TEATRO MUSICAL. O rock faz a cabeça de Leone desde os tempos do colégio, quando formou com amigos uma banda dedicada ao gênero. Com a aproximação com o teatro, e a dificuldade de achar testes para peças, Leone encontrou seu caminho em audições para musicais. Fez Os Miseráveis, Rapsódia - O Musical, Garotos e Chacrinha, O Musica - nesse último, interpretou o cantor Roberto Carlos, personagem a que voltou a dar vida no filme Minha Fama de Mau, em 2019.
Na televisão, Leone cantou na abertura da série Os Dias Eram Assim, da TV Globo, na qual também atuou. Quando apresentou a série Milton e o Clube da Esquina, produzida pelo Canal Brasil em 2020, dividiu os vocais da música Um Girassol da Cor do Seu Cabelo com Milton Nascimento. No cinema, interpretou músicas inéditas da parceria Arnaldo Antunes e Odair José no filme Meu Álbum de Amores, no qual era Odilon Ricardo, um cantor de música brega dos anos 1970.
Mais recentemente, Leone esteve no longa de produção americana Ferrari (2023) e protagonizou a série Senna (2024), da Netflix, trabalhos que lhe deram projeção internacional como ator. E tudo indicava que ele apostaria suas fichas nessa porta que se abriu. Leone quer atuar, mas também quer cantar. Para ele, tudo cabe neste momento.
O ator integra ainda o elenco de O Agente Secreto, filme do cineasta pernambucano Kleber Mendonça Filho. O longa, que se passa nos anos 1970, no contexto da ditadura militar, tem Wagner Moura como protagonista. Vencedor de dois prêmios em Cannes, de melhor diretor para Kleber Mendonça Filho, e de melhor ator para Moura, o filme já começa a ser ventilado como possível candidato ao Oscar 2026. Na produção, Leone interpreta Bobbi, personagem ligado ao regime militar e definido pelo ator como "silencioso". Leone elogia a capacidade do diretor em criar coadjuvantes verdadeiramente interessantes.

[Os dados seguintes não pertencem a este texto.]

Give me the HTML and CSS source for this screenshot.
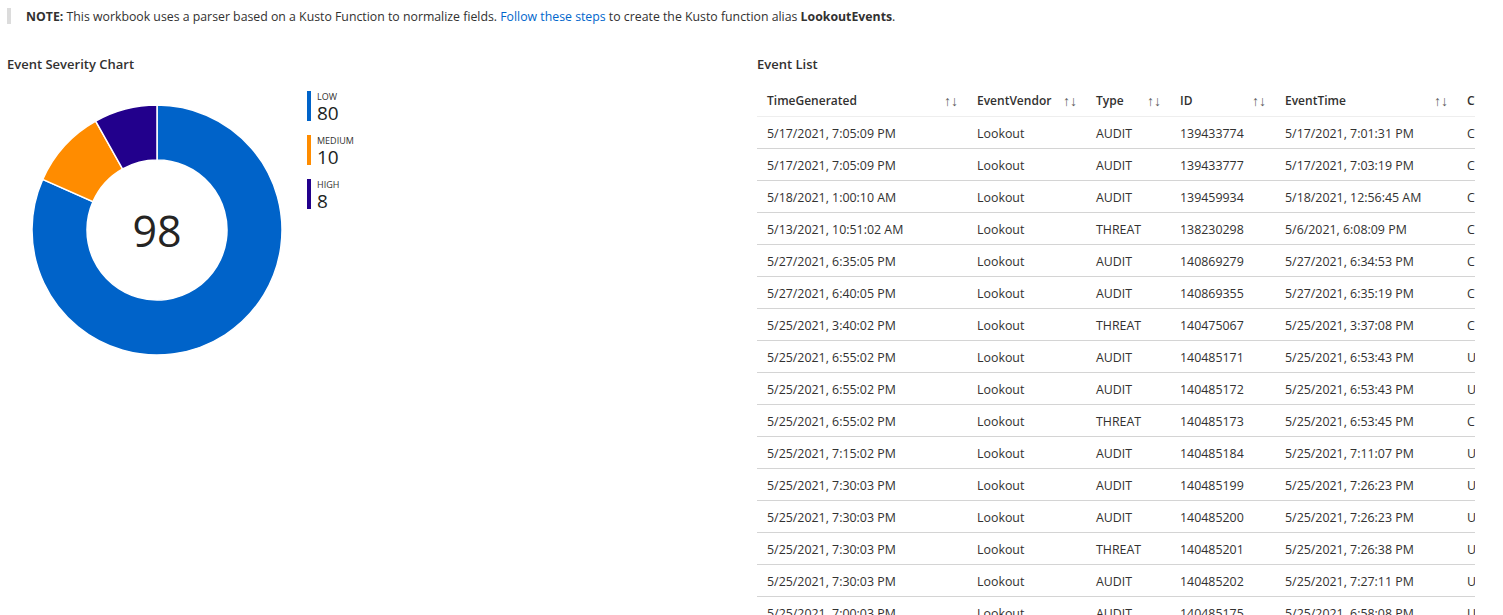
FILE: index.html
```html
<!DOCTYPE html>
<html>
<head>
<meta charset="utf-8">
<link rel="stylesheet" href="styles.css">
</head>
<body>
<div class="note">
  <span class="note-text"><b>NOTE:</b> This workbook uses a parser based on a Kusto Function to normalize fields. <a class="link" href="#">Follow these steps</a> to create the Kusto function alias <b>LookoutEvents</b>.</span>
</div>
<div class="panels">
  <section class="panel-left">
    <h2 class="title">Event Severity Chart</h2>
    <div class="chart">
      <div class="donut">
        <svg width="252" height="252" viewBox="0 0 252 252">
          <path class="seg low" d="M126,1 A125,125 0 1 1 11.7,75.4 L62.0,97.66 A70,70 0 1 0 126,56 Z"/>
          <path class="seg med" d="M11.7,75.4 A125,125 0 0 1 64.65,17.09 L91.64,65.01 A70,70 0 0 0 62.0,97.66 Z"/>
          <path class="seg high" d="M64.65,17.09 A125,125 0 0 1 126,1 L126,56 A70,70 0 0 0 91.64,65.01 Z"/>
        </svg>
        <div class="total">98</div>
      </div>
      <ul class="legend">
        <li class="legend-item"><span class="swatch sw-low"></span><div class="lg-text"><div class="lg-label">LOW</div><div class="lg-value">80</div></div></li>
        <li class="legend-item"><span class="swatch sw-med"></span><div class="lg-text"><div class="lg-label">MEDIUM</div><div class="lg-value">10</div></div></li>
        <li class="legend-item"><span class="swatch sw-high"></span><div class="lg-text"><div class="lg-label">HIGH</div><div class="lg-value">8</div></div></li>
      </ul>
    </div>
  </section>
  <section class="panel-right">
    <h2 class="title">Event List</h2>
    <div class="table-wrap">
      <table class="grid">
        <colgroup>
          <col class="c1"><col class="c2"><col class="c3"><col class="c4"><col class="c5"><col class="c6">
        </colgroup>
        <thead>
          <tr>
            <th><div class="th-in"><span>TimeGenerated</span><span class="sort">↑↓</span></div></th>
            <th><div class="th-in"><span>EventVendor</span><span class="sort">↑↓</span></div></th>
            <th><div class="th-in"><span>Type</span><span class="sort">↑↓</span></div></th>
            <th><div class="th-in"><span>ID</span><span class="sort">↑↓</span></div></th>
            <th><div class="th-in"><span>EventTime</span><span class="sort">↑↓</span></div></th>
            <th><div class="th-in"><span>Classification</span></div></th>
          </tr>
        </thead>
        <tbody>
          <tr><td>5/17/2021, 7:05:09 PM</td><td>Lookout</td><td>AUDIT</td><td>139433774</td><td>5/17/2021, 7:01:31 PM</td><td>Cloud</td></tr>
          <tr><td>5/17/2021, 7:05:09 PM</td><td>Lookout</td><td>AUDIT</td><td>139433777</td><td>5/17/2021, 7:03:19 PM</td><td>Cloud</td></tr>
          <tr><td>5/18/2021, 1:00:10 AM</td><td>Lookout</td><td>AUDIT</td><td>139459934</td><td>5/18/2021, 12:56:45 AM</td><td>Cloud</td></tr>
          <tr><td>5/13/2021, 10:51:02 AM</td><td>Lookout</td><td>THREAT</td><td>138230298</td><td>5/6/2021, 6:08:09 PM</td><td>Cloud</td></tr>
          <tr><td>5/27/2021, 6:35:05 PM</td><td>Lookout</td><td>AUDIT</td><td>140869279</td><td>5/27/2021, 6:34:53 PM</td><td>Cloud</td></tr>
          <tr><td>5/27/2021, 6:40:05 PM</td><td>Lookout</td><td>AUDIT</td><td>140869355</td><td>5/27/2021, 6:35:19 PM</td><td>Cloud</td></tr>
          <tr><td>5/25/2021, 3:40:02 PM</td><td>Lookout</td><td>THREAT</td><td>140475067</td><td>5/25/2021, 3:37:08 PM</td><td>Cloud</td></tr>
          <tr><td>5/25/2021, 6:55:02 PM</td><td>Lookout</td><td>AUDIT</td><td>140485171</td><td>5/25/2021, 6:53:43 PM</td><td>Update</td></tr>
          <tr><td>5/25/2021, 6:55:02 PM</td><td>Lookout</td><td>AUDIT</td><td>140485172</td><td>5/25/2021, 6:53:43 PM</td><td>Update</td></tr>
          <tr><td>5/25/2021, 6:55:02 PM</td><td>Lookout</td><td>THREAT</td><td>140485173</td><td>5/25/2021, 6:53:45 PM</td><td>Cloud</td></tr>
          <tr><td>5/25/2021, 7:15:02 PM</td><td>Lookout</td><td>AUDIT</td><td>140485184</td><td>5/25/2021, 7:11:07 PM</td><td>Update</td></tr>
          <tr><td>5/25/2021, 7:30:03 PM</td><td>Lookout</td><td>AUDIT</td><td>140485199</td><td>5/25/2021, 7:26:23 PM</td><td>Update</td></tr>
          <tr><td>5/25/2021, 7:30:03 PM</td><td>Lookout</td><td>AUDIT</td><td>140485200</td><td>5/25/2021, 7:26:23 PM</td><td>Update</td></tr>
          <tr><td>5/25/2021, 7:30:03 PM</td><td>Lookout</td><td>THREAT</td><td>140485201</td><td>5/25/2021, 7:26:38 PM</td><td>Update</td></tr>
          <tr><td>5/25/2021, 7:30:03 PM</td><td>Lookout</td><td>AUDIT</td><td>140485202</td><td>5/25/2021, 7:27:11 PM</td><td>Update</td></tr>
          <tr><td>5/25/2021, 7:00:03 PM</td><td>Lookout</td><td>AUDIT</td><td>140485175</td><td>5/25/2021, 6:58:08 PM</td><td>Update</td></tr>
        </tbody>
      </table>
    </div>
  </section>
</div>
</body>
</html>
```

FILE: styles.css
```css
html, body {
  margin: 0;
  padding: 0;
  background: #ffffff;
  overflow: hidden;
}
body {
  font-family: "Open Sans", "Noto Sans", sans-serif;
  color: #323130;
  font-size: 12px;
  height: 615px;
}
.note {
  margin: 8px 0 0 7px;
  border-left: 4px solid #dcdcdc;
  height: 16px;
  display: flex;
  align-items: center;
  padding-left: 15px;
}
.note-text {
  font-size: 12.3px;
  white-space: nowrap;
}
.note-text b { font-weight: 700; }
.link { color: #0066cc; text-decoration: none; }
.panels {
  display: flex;
  margin-top: 31px;
}
.title {
  margin: 0;
  font-size: 13px;
  font-weight: 600;
  line-height: 18px;
  color: #323130;
}
.panel-left {
  width: 750px;
  padding-left: 7px;
  box-sizing: border-box;
}
.chart {
  display: flex;
  align-items: flex-start;
  margin-top: 31px;
  padding-left: 24px;
}
.donut {
  position: relative;
  width: 252px;
  height: 252px;
}
.donut svg { display: block; }
.seg { stroke: #ffffff; stroke-width: 1.5; }
.low { fill: #0063c9; }
.med { fill: #ff8c00; }
.high { fill: #22008c; }
.total {
  position: absolute;
  inset: 0;
  display: flex;
  align-items: center;
  justify-content: center;
  font-size: 43px;
  color: #252423;
}
.legend {
  list-style: none;
  margin: -13px 0 0 24px;
  padding: 0;
  display: flex;
  flex-direction: column;
  gap: 14px;
}
.legend-item {
  display: flex;
  gap: 6px;
  height: 30px;
}
.swatch { width: 4px; height: 30px; }
.sw-low { background: #0063c9; }
.sw-med { background: #ff8c00; }
.sw-high { background: #22008c; }
.lg-text { display: flex; flex-direction: column; gap: 1px; }
.lg-label { font-size: 9px; line-height: 12px; color: #323130; }
.lg-value { font-size: 19px; line-height: 19px; font-weight: 500; color: #201f1e; }
.panel-right {
  padding-left: 7px;
}
.table-wrap {
  margin-top: 11px;
  width: 718px;
  overflow: hidden;
}
.grid {
  border-collapse: collapse;
  table-layout: fixed;
  width: 900px;
}
.c1 { width: 210px; }
.c2 { width: 119px; }
.c3 { width: 84px; }
.c4 { width: 105px; }
.c5 { width: 182px; }
.c6 { width: 200px; }
.grid th, .grid td {
  text-align: left;
  white-space: nowrap;
  overflow: hidden;
}
.grid th {
  font-weight: 600;
  font-size: 12px;
  height: 32px;
  padding: 0 9px 0 10px;
  border-bottom: 1px solid #eeeeee;
}
.grid td {
  font-size: 12.4px;
  height: 32px;
  padding: 1px 9px 0 10px;
  box-sizing: border-box;
  border-bottom: 1px solid #d4d4d4;
}
.th-in {
  display: flex;
  justify-content: space-between;
  align-items: center;
}
.sort {
  color: #605e5c;
  font-weight: 400;
  font-size: 14px;
  letter-spacing: 0;
}
```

O Agente Secreto está previsto para estrear em 6 de novembro. "É um roteiro realmente incrível. Independentemente dos prêmios, que foram merecidos, é uma sensação sem igual, de orgulho", diz. "Essa é a sensação que eu quero ter quando pegar o vinil do meu disco e colocá-lo para tocar na vitrola", completa Leone, retornando para o ponto de partida da conversa: a música.